Task instructions:
Check each line of the data below for the word "Tailwind", then extract the ones that have it.

Record list:
— BEGIN —
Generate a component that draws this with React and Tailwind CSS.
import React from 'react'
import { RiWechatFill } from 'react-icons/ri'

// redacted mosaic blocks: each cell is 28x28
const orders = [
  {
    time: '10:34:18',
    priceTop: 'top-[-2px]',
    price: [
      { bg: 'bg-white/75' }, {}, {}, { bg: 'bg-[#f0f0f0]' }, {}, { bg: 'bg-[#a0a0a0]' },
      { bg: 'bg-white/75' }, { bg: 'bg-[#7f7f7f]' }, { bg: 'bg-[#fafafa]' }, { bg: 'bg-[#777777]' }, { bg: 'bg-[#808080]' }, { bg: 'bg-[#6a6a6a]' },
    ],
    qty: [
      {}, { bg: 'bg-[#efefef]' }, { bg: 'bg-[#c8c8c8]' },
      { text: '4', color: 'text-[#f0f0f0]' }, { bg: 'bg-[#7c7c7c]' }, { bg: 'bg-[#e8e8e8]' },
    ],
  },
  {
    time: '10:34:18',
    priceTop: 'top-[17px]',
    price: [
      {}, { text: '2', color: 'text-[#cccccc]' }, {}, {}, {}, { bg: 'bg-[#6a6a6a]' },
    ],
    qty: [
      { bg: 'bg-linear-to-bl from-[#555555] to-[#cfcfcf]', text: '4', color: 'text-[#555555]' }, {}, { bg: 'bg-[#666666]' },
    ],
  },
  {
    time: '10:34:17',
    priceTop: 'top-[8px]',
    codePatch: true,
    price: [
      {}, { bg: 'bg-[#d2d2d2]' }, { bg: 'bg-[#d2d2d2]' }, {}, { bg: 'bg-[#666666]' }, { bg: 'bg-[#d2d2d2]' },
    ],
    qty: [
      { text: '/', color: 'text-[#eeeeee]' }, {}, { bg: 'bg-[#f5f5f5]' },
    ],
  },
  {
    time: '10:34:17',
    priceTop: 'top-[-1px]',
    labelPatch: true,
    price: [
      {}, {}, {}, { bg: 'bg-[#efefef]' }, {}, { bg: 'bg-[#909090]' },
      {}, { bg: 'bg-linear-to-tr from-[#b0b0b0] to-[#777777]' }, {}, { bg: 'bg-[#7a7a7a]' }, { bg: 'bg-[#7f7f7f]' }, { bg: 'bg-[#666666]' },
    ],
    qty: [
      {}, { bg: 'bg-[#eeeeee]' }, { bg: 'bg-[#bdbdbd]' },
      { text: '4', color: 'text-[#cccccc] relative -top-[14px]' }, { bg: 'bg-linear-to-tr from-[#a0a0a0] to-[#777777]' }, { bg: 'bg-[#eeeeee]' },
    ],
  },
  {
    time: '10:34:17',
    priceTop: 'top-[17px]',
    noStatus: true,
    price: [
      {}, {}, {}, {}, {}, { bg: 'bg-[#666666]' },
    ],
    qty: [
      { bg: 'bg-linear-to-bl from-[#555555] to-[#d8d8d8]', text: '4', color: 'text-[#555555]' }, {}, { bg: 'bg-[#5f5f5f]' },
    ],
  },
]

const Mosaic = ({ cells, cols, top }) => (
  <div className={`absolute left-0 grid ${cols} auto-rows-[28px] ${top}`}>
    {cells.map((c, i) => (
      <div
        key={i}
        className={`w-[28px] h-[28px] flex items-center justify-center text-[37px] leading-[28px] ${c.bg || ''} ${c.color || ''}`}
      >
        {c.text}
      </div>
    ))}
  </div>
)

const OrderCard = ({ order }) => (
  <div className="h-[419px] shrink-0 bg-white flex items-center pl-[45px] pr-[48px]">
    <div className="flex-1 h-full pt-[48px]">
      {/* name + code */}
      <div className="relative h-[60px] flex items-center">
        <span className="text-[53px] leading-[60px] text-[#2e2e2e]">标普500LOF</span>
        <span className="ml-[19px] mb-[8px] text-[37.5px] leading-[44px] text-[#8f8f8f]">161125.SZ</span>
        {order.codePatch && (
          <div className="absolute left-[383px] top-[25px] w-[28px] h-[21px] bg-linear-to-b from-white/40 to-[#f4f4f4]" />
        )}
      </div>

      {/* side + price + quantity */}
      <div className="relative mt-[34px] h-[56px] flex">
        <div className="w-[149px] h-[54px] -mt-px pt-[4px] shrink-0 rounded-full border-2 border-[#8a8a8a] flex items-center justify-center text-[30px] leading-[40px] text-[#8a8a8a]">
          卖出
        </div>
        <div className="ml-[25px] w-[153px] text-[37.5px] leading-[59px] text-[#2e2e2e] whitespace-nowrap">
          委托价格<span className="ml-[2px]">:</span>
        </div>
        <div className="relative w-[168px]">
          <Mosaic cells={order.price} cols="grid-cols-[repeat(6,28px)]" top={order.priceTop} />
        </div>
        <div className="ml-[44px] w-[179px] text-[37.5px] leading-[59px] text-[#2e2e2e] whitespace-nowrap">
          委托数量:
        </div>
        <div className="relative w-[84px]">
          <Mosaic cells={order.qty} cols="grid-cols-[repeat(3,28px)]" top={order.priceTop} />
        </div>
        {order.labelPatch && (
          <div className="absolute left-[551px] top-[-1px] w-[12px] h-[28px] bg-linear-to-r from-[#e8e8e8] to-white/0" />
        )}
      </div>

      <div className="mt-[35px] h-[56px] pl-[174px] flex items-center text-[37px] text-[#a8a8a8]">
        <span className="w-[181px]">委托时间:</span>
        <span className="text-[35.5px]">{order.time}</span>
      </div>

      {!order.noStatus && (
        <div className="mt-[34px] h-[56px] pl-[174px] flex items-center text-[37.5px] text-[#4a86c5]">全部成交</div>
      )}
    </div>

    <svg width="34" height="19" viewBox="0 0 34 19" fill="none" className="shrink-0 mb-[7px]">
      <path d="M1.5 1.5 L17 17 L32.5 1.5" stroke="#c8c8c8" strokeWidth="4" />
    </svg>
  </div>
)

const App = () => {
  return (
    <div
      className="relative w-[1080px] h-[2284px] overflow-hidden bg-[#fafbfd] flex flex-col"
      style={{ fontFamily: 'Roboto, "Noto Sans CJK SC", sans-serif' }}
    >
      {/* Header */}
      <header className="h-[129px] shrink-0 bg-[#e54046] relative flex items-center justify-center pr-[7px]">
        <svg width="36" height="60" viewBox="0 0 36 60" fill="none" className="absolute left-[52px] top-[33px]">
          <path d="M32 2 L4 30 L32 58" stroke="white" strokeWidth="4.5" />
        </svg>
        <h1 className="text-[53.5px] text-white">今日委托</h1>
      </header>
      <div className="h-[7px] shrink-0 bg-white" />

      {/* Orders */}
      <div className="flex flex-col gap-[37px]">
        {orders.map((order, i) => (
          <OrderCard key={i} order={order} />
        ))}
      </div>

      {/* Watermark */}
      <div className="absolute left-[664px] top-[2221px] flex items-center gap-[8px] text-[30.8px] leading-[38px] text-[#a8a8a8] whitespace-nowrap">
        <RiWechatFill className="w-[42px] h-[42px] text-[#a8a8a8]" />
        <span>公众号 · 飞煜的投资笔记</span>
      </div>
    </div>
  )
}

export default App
— END —
— BEGIN —
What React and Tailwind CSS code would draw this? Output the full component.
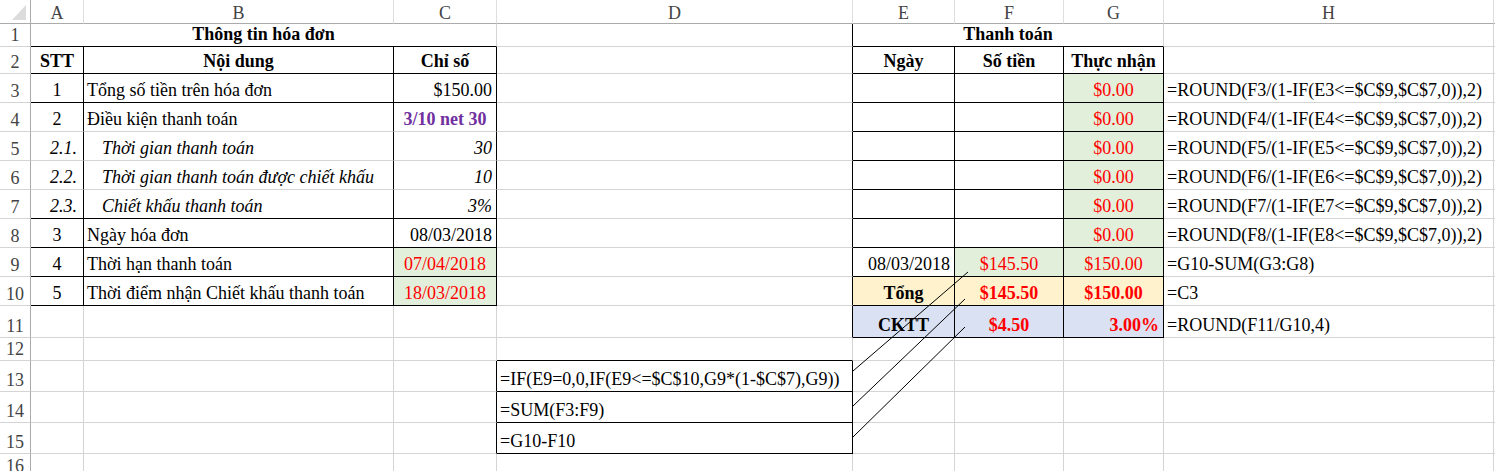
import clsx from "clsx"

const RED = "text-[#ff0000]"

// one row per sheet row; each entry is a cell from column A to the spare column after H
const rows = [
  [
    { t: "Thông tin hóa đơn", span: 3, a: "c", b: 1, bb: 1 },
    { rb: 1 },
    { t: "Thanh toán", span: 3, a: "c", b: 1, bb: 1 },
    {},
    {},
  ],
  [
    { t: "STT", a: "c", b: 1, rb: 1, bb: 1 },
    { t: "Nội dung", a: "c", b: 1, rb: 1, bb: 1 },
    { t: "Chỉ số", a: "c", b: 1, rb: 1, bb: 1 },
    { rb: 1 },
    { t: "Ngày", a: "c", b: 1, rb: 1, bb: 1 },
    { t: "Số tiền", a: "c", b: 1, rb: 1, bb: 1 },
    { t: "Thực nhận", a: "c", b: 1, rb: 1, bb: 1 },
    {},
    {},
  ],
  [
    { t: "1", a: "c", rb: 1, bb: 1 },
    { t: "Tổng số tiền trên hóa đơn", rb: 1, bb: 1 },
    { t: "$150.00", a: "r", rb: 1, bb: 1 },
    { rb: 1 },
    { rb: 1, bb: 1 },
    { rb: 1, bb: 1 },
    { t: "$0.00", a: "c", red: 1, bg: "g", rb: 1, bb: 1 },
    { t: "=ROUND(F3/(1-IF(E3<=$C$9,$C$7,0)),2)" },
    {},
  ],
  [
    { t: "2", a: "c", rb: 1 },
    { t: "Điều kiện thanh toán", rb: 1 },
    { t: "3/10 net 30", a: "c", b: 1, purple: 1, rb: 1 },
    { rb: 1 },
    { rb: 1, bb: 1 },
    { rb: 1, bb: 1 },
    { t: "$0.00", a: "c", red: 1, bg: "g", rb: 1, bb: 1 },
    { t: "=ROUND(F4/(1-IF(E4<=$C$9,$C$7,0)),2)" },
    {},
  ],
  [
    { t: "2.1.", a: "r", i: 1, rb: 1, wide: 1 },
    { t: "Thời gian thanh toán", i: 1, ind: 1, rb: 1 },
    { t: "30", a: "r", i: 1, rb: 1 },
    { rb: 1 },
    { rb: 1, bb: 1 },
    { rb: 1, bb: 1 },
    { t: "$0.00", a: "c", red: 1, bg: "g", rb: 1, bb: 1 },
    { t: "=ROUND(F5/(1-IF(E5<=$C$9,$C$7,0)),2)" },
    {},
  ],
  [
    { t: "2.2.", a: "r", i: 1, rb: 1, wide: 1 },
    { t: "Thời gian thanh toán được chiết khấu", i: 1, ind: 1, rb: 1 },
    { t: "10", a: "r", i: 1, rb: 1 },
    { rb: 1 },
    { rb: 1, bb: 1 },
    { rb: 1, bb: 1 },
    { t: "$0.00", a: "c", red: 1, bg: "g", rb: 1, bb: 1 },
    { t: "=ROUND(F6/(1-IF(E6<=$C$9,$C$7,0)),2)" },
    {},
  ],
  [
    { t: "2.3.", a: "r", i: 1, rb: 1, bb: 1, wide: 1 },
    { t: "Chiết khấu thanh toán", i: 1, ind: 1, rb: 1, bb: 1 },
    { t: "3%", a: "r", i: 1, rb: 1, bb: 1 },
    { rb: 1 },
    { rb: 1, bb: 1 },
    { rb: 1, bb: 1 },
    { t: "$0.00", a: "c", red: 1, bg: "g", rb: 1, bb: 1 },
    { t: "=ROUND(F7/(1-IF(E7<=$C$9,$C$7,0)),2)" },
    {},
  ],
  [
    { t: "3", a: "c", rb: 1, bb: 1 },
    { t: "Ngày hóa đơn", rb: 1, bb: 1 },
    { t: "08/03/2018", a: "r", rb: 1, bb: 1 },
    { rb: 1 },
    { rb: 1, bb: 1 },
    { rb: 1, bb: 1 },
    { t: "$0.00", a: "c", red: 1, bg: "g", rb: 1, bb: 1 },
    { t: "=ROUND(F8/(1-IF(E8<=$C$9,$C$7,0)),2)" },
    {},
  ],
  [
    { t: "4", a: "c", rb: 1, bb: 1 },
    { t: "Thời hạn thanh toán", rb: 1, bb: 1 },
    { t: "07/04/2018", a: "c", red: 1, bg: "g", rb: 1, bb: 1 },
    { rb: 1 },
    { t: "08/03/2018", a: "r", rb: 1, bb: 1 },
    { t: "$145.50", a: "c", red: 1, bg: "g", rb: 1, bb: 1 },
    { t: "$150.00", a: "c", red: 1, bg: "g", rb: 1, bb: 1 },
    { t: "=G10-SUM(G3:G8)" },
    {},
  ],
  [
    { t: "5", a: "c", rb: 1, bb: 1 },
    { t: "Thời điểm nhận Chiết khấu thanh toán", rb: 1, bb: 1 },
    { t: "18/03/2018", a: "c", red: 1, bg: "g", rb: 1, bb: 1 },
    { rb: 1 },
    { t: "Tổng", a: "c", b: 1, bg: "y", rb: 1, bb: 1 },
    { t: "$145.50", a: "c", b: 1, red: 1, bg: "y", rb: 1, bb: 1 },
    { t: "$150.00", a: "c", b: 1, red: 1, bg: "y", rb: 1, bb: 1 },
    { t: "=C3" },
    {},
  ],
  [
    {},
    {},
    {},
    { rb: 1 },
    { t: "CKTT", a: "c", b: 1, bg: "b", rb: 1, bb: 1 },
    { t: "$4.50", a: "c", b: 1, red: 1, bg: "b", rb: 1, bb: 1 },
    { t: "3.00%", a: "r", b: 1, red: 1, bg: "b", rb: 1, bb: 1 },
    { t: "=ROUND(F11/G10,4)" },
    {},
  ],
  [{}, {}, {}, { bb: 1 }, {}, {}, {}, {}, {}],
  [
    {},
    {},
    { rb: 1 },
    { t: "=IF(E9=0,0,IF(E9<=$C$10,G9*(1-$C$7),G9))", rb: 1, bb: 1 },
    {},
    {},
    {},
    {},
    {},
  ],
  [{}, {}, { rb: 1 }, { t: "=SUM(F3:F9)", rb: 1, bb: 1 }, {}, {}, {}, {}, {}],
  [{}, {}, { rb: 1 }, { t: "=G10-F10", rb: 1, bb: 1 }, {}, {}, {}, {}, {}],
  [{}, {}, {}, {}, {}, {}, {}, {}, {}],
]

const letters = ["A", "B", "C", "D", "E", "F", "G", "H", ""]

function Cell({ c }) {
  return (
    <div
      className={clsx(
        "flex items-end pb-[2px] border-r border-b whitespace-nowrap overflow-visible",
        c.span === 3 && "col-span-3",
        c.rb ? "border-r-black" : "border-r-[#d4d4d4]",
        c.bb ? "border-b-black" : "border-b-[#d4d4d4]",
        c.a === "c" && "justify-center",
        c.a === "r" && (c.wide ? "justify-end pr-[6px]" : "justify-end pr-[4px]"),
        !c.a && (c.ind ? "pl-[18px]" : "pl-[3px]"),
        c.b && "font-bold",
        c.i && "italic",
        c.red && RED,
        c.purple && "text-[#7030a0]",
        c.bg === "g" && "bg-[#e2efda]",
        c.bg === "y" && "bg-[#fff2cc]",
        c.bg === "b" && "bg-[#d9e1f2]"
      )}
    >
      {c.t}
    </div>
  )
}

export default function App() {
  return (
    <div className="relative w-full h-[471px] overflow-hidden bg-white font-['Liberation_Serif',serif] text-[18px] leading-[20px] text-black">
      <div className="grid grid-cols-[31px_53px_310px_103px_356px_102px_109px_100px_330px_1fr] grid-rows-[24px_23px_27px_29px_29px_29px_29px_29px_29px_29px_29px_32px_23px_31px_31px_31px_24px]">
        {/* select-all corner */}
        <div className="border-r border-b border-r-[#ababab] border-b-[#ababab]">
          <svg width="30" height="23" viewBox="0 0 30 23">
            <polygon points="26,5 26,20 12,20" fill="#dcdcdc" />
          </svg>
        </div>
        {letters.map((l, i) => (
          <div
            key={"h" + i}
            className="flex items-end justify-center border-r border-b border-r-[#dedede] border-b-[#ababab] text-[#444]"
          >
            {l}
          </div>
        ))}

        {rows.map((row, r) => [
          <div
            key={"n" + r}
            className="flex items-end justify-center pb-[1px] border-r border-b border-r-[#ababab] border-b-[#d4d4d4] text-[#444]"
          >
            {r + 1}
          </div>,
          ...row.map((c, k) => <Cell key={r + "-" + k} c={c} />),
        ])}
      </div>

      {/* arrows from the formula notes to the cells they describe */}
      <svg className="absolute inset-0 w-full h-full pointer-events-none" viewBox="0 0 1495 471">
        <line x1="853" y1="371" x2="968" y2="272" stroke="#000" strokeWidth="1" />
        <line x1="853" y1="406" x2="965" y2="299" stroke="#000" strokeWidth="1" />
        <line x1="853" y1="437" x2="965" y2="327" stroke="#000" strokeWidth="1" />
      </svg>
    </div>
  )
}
— END —
— BEGIN —
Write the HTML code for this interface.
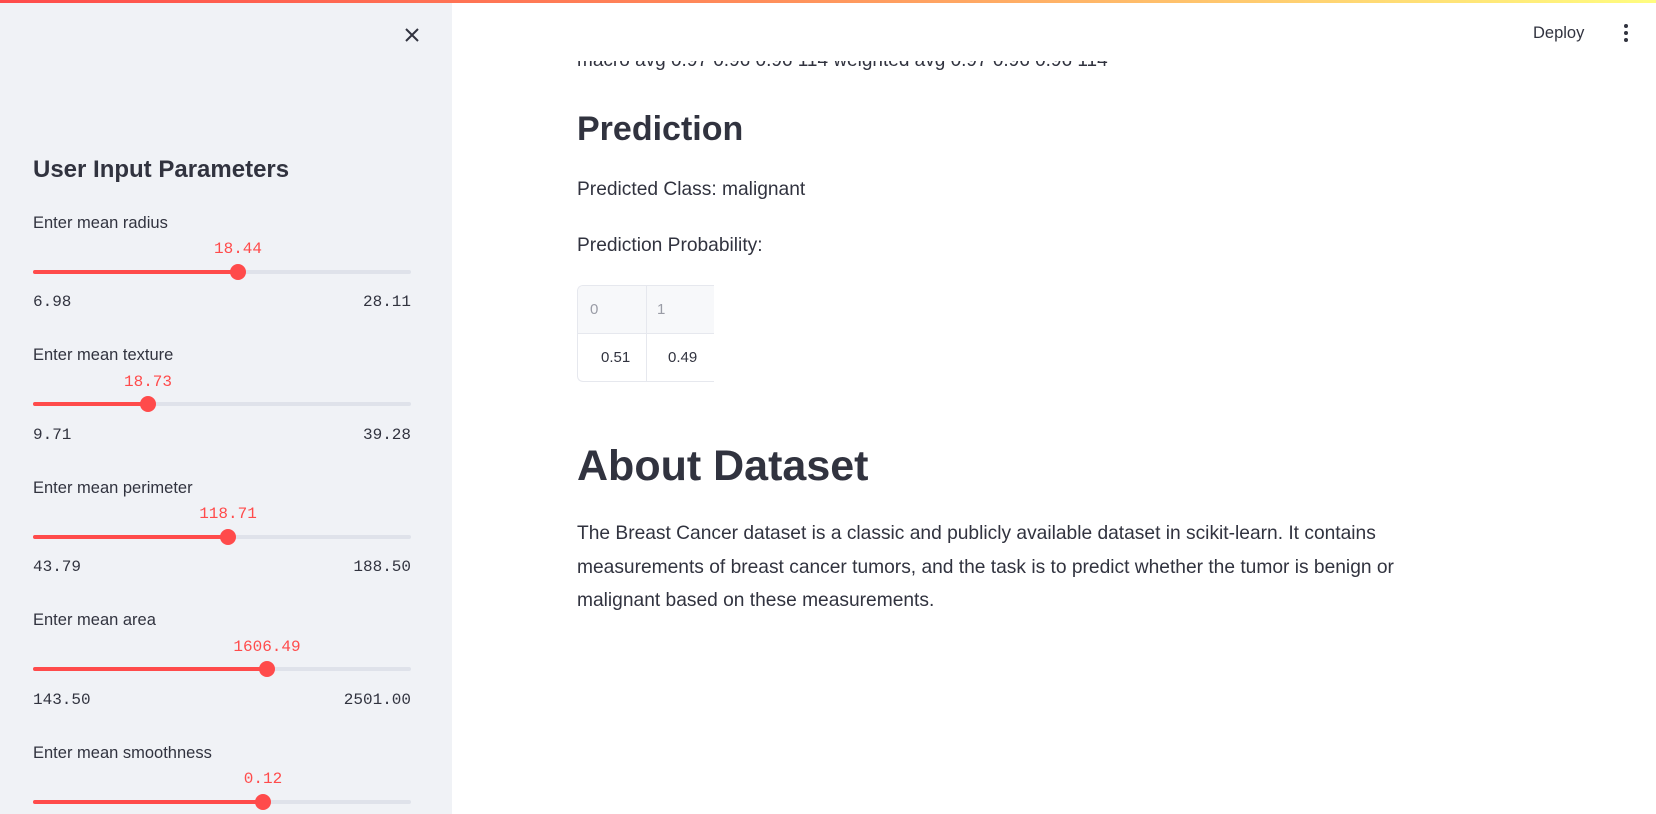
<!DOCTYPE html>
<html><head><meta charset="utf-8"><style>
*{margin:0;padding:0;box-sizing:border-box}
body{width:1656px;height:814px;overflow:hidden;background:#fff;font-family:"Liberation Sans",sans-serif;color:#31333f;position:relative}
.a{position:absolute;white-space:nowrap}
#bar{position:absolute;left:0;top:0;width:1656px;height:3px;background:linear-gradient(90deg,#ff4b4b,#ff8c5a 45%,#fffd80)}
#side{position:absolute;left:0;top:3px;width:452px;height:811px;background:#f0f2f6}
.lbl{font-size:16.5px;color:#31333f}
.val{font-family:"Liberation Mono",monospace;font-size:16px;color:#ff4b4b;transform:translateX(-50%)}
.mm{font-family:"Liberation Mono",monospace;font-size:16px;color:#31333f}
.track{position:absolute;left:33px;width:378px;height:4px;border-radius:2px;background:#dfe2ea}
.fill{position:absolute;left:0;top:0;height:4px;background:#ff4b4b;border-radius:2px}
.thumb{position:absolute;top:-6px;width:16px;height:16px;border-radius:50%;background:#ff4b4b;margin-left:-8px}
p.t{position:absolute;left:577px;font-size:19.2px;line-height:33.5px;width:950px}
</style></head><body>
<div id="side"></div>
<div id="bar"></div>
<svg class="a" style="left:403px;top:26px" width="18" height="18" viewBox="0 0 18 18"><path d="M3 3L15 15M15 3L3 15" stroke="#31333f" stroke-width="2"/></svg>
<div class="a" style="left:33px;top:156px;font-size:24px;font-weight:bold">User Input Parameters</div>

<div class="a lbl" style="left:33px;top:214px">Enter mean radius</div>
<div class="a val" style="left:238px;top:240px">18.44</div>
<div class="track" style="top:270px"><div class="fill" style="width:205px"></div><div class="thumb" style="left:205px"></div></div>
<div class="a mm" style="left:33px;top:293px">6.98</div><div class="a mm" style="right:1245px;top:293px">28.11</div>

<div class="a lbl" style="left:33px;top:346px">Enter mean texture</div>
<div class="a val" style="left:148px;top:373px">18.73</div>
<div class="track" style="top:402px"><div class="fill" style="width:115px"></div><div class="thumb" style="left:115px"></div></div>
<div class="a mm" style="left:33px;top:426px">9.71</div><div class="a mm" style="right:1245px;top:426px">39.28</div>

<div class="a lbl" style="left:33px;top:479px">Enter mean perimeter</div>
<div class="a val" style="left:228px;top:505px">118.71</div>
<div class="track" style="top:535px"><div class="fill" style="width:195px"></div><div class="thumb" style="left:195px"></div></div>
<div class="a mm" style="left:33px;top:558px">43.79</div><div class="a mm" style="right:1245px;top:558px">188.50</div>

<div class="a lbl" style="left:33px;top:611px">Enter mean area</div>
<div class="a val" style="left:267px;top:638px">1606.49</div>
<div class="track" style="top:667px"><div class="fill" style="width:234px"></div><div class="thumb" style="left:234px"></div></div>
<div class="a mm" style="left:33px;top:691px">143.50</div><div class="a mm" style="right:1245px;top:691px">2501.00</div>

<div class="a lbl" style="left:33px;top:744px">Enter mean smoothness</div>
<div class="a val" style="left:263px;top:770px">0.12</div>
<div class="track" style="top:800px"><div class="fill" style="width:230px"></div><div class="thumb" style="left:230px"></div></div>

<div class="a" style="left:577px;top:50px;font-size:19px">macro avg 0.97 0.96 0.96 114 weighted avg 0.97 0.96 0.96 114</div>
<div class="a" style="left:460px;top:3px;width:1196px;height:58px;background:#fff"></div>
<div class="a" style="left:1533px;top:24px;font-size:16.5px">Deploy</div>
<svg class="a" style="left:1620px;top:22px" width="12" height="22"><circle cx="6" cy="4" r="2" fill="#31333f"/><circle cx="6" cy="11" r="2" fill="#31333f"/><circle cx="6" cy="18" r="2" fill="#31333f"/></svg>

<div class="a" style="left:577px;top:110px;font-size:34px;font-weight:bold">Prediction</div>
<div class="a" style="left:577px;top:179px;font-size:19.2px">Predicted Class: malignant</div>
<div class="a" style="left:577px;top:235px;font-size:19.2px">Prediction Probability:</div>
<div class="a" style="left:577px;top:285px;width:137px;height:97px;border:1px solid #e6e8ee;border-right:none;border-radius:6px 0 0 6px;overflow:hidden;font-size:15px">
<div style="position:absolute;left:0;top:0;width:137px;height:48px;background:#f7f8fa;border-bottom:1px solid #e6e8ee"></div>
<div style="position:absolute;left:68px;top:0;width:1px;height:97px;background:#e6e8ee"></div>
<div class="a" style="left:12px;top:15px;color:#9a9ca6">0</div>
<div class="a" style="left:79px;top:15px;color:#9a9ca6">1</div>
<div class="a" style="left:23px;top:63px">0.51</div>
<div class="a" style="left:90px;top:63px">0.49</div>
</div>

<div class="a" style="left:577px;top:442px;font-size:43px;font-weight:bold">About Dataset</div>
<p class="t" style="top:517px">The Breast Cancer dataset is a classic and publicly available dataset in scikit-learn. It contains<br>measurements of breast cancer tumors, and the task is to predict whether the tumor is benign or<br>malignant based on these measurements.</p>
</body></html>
— END —
Exercise response:
Generate a component that draws this with React and Tailwind CSS.
What React and Tailwind CSS code would draw this? Output the full component.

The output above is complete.